Artur Mas ha fijado en 9.375 millones de euros la deuda que, según sus cuentas, tiene con Cataluña el estado español. Lectura inmediata: es el precio del acuerdo para desinflar «la consulta» independentista y justificar su hibernación salvando la cara. El asunto se le ha ido de las manos al president y su única salida es, probablemente, persuadir a los más radicales de que el planteamiento ha sido rentable aunque no llegue a término... que ya llegará si el chantaje deja de funcionar en el futuro. En sentido contrario, presentar una factura que se sabe inasumible también puede ser la manera de lavar las manos ante las consecuencias de la segura negativa del gobierno estatal. Pero el morbo es éste: ¿seguiría la Generalitat poniendo la mano si el Parlament declarase unilateralmente la independencia, o sabría limitarse dignamente a sus posibilidades?

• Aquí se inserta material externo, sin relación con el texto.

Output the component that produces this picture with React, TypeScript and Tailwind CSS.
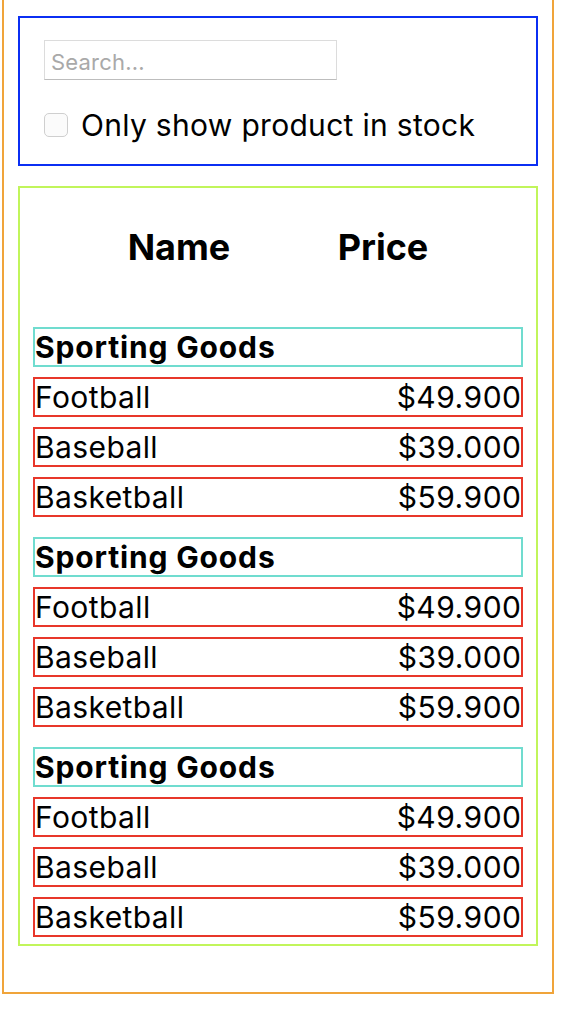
import React from "react";

const products = [
  { name: "Football", price: "$49.900" },
  { name: "Baseball", price: "$39.000" },
  { name: "Basketball", price: "$59.900" },
];

export default function App() {
  return (
    <div
      className="w-[564px] h-[1022px] bg-white text-black"
      style={{ fontFamily: 'Inter, "Noto Sans", sans-serif' }}
    >
      <div className="mx-[2px] w-[552px] border-x-2 border-b-2 border-[#f0a43a] px-[14px] pt-[16px] pb-[46px]">
        <div className="border-2 border-[#0b2ff3] pl-[24px] pt-[22px] h-[150px]">
          <div className="w-[293px] h-[40px] border border-[#dcdcdc] border-b-[#bdbdbd] flex items-center pl-[6px] pt-[3px]">
            <span className="text-[22px] text-[#a9a9a9] leading-none tracking-[0.2px]">Search...</span>
          </div>
          <div className="flex items-center mt-[29px] h-[32px]">
            <div className="w-[24px] h-[24px] rounded-[5px] border border-[#cfcfcf] bg-[#fbfbfb]" />
            <span className="ml-[13px] text-[30px] leading-none tracking-[0.3px]">Only show product in stock</span>
          </div>
        </div>
        <div className="mt-[20px] border-2 border-[#c1f55b] px-[13px] pt-[39px] pb-[7px]">
          <div className="grid grid-cols-[292px_116px] h-[40px] items-center">
            <div className="text-center text-[36px] font-bold leading-none">Name</div>
            <div className="text-center text-[36px] font-bold leading-none">Price</div>
          </div>
          <div className="mt-[60px] flex flex-col gap-[20px]">
            {[0, 1, 2].map((g) => (
              <div key={g} className="flex flex-col gap-[10px]">
                <div className="h-[40px] border-2 border-[#70dccf] flex items-center text-[30px] font-bold leading-none tracking-[0.85px]">
                  Sporting Goods
                </div>
                {products.map((p) => (
                  <div
                    key={p.name}
                    className="h-[40px] border-2 border-[#e8372a] flex items-center justify-between text-[30px] leading-none tracking-[0.4px]"
                  >
                    <span>{p.name}</span>
                    <span className="tracking-[0.5px] mr-[-0.5px]">{p.price}</span>
                  </div>
                ))}
              </div>
            ))}
          </div>
        </div>
      </div>
    </div>
  );
}
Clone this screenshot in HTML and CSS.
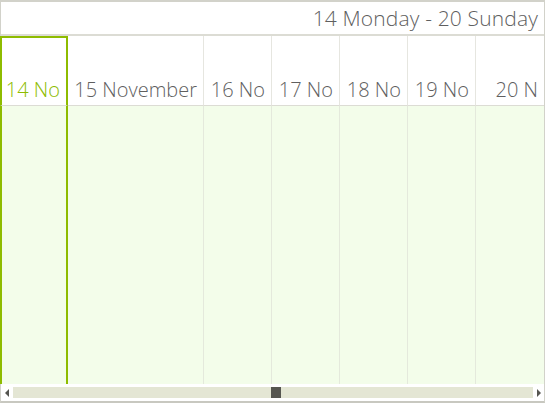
FILE: index.html
```html
<!DOCTYPE html>
<html>
<head>
<meta charset="utf-8">
<link rel="stylesheet" href="styles.css">
</head>
<body>
<div class="scheduler">
  <div class="toolbar"><span class="range">14 Monday - 20 Sunday</span></div>
  <div class="header">
    <div class="hcell selected">14 No</div>
    <div class="hcell">15 November</div>
    <div class="hcell">16 No</div>
    <div class="hcell">17 No</div>
    <div class="hcell">18 No</div>
    <div class="hcell">19 No</div>
    <div class="hcell last">20 N</div>
  </div>
  <div class="content">
    <div class="bcell selected"></div>
    <div class="bcell"></div>
    <div class="bcell"></div>
    <div class="bcell"></div>
    <div class="bcell"></div>
    <div class="bcell"></div>
    <div class="bcell last"></div>
  </div>
  <div class="scrollbar">
    <span class="arrow left"></span>
    <div class="track"><div class="thumb"></div></div>
    <span class="arrow right"></span>
  </div>
</div>
</body>
</html>
```
FILE: styles.css
```css
html, body {
  margin: 0;
  padding: 0;
  background: #ffffff;
}
.scheduler {
  width: 545px;
  height: 403px;
  box-sizing: border-box;
  border: 1px solid #d2d2ca;
  border-top-width: 2px;
  border-bottom-width: 2px;
  border-bottom-color: #c8c8c0;
  display: flex;
  flex-direction: column;
  font-family: "Open Sans", "Noto Sans", sans-serif;
  font-weight: 300;
  color: #5f5f5f;
  background: #ffffff;
}
.toolbar {
  height: 34px;
  box-sizing: border-box;
  border-bottom: 2px solid #dcdcd4;
  display: flex;
  align-items: center;
  justify-content: flex-end;
  padding-right: 6px;
  font-size: 21px;
  line-height: 24px;
  letter-spacing: 0.15px;
}
.header, .content {
  display: grid;
  grid-template-columns: 67px 136px 68px 68px 68px 68px 68px;
}
.header {
  height: 70px;
}
.hcell {
  box-sizing: border-box;
  border-right: 1px solid #e6e6e0;
  border-bottom: 1px solid #dcdcd4;
  display: flex;
  align-items: flex-end;
  justify-content: flex-end;
  padding: 0 6px 3px 0;
  font-size: 20px;
  line-height: 24px;
  white-space: nowrap;
  overflow: hidden;
}
.hcell.selected {
  border-top: 2px solid #8ebc00;
  border-left: 2px solid #8ebc00;
  border-right: 2px solid #8ebc00;
  color: #8ebc00;
  margin-left: -1px;
}
.content {
  flex: 1;
  background: #f3fdea;
}
.bcell {
  box-sizing: border-box;
  border-right: 1px solid #e4e9dc;
}
.bcell.selected {
  border-left: 2px solid #8ebc00;
  border-right: 2px solid #8ebc00;
  margin-left: -1px;
}
.last {
  border-right: none;
}
.scrollbar {
  height: 17px;
  display: flex;
  align-items: center;
  padding: 0 3px 0 3px;
  background: #ffffff;
}
.arrow {
  width: 0;
  height: 0;
  border-top: 4px solid transparent;
  border-bottom: 4px solid transparent;
}
.arrow.left {
  border-right: 4px solid #555550;
  margin: 0 4px 0 1px;
}
.arrow.right {
  border-left: 4px solid #555550;
  margin: 0 0 0 4px;
}
.track {
  flex: 1;
  height: 11px;
  background: #e4e6d4;
  display: flex;
}
.thumb {
  width: 10px;
  height: 11px;
  margin-left: 258px;
  background: #565650;
}
```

Otra pregunta generalizada alude a los contenidos que Mas esperaba del diálogo ofrecido por Rajoy. Siendo resueltamente ilegal cualquier pacto que afecte a la Constitución sin pasar por el debate de las Cortes Generales, ¿contaba realmente con un truco que le evitase un numerito como el de Ibarretxe ante la cámara baja? ¿abrigaba la ilusión de conseguir aquel dinero a cambio de la paz? Cualquier necedad es posible a estas alturas de la liga. Durán i Lleida sigue propagando su ambigua oposición a la deriva del socio, pero pasa a primera línea de fuego deduciendo de la cifra de Mas todas las inversiones que, en la doctrina del Tribunal Constitucional, no son de obligado cumplimiento. Es, literalmente, un torpedo en la línea de flotación separatista, pero estos viejos camaradas nunca se sabe a qué juegan realmente. Lo que parece claro es que, sin los votos de Unio Democrática, Convergencia no podría sostener el contubernio de falsa mayoría con la Esquerda de Junqueras. Lo malo es que Durán i Lleida insinúa cosas, pero se guarda la ropa como ha hecho siempre.

Este teatro ya es fatigoso. La autonomía madrileña, de mayoría PP, levanta el dedo reclamando su «deuda histórica» en prevención del coste de la presunta pacificación catalana. Puede ser una táctica sibilina para ilustrar su imposibilidad, pero todas las autonomías se consideran acreedoras de deudas históricas que hacen quimérico el consenso para la nueva financiación autonómica. Es ilusorio pretenderlo sobre datos homologados, porque todas son diferentes, y no cabe igualdad entre desiguales. Pero de esto al histerismo de las deudas locales hay un abismo sobre el que no saltará sin riesgo de descalabro un gobierno estatal tan poco respetado como el que padecemos. La única deuda realmente histórica, no histérica, que tiene el estado, afecta a las autonomías cuya renta familiar aún no llega a la media estatal. Este es el dato ética y políticamente inesquivable. Lo demás, subasta de bufones.